Knowing all this, what could you, as an individual investor, do to avert the allure of homophily?
Three relatively straightforward implications follow. First, you should be aware that you may be susceptible to the tendency to seek confirmatory information and that this could be hurting your return on investments. That is, as hard as it may be for you to resist the allure of homophily, you should force yourself to gain exposure to any and all information relevant to your investment decisions. You could use the following rule of thumb to override your natural propensity to seek confirmatory information: for every two news items or opinions that support your investment decision, you can tell yourself that you will seek out an alternative news item or opinion that opposes your decision. Thus, for example, if you are bullish on a particular stock, you should seek a news item or opinion that opposes your decision to hold on to or buy additional shares of that company.
The second implication is to have an investment consultant whose remuneration depends on the performance of your investments; thus, "outsource" (so to speak) the source of your dis-confirming information. Since the consultant only earns money if your investments are growing, he will have incentive to expose you to a broader set of views than you, acting on your own, would. An alternative, but related, strategy is to form an informal consultative partnership with a few other investors so that you force yourself to get exposed to a diverse set of views and opinions.

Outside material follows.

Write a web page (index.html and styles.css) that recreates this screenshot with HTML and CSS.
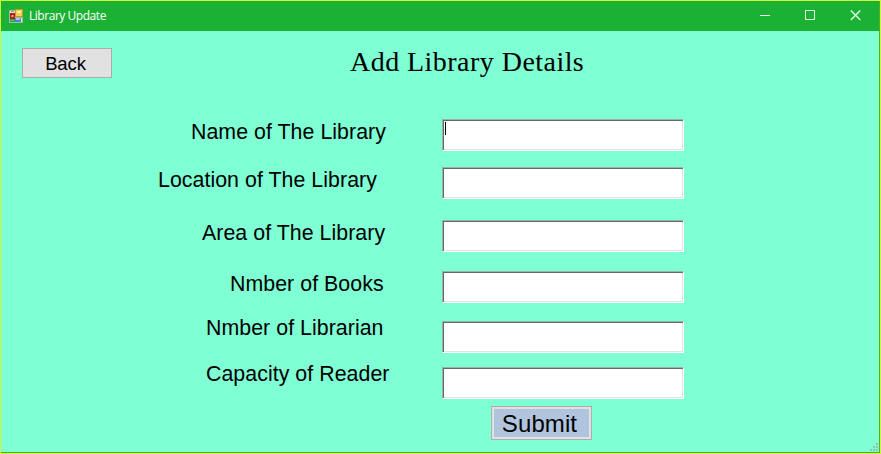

The third and final recommendation is to continue investing as you currently are doing and learn about the dangers of homophily the hard way. As mentioned earlier, our findings showed that investors with greater experiences were less susceptible to homophily. Presumably, these investors had learned – after a few hard knocks – that selective exposure to confirmatory information doesn’t pay. These investors were, wisely, willing to expose themselves to all the information relevant to their investment decisions.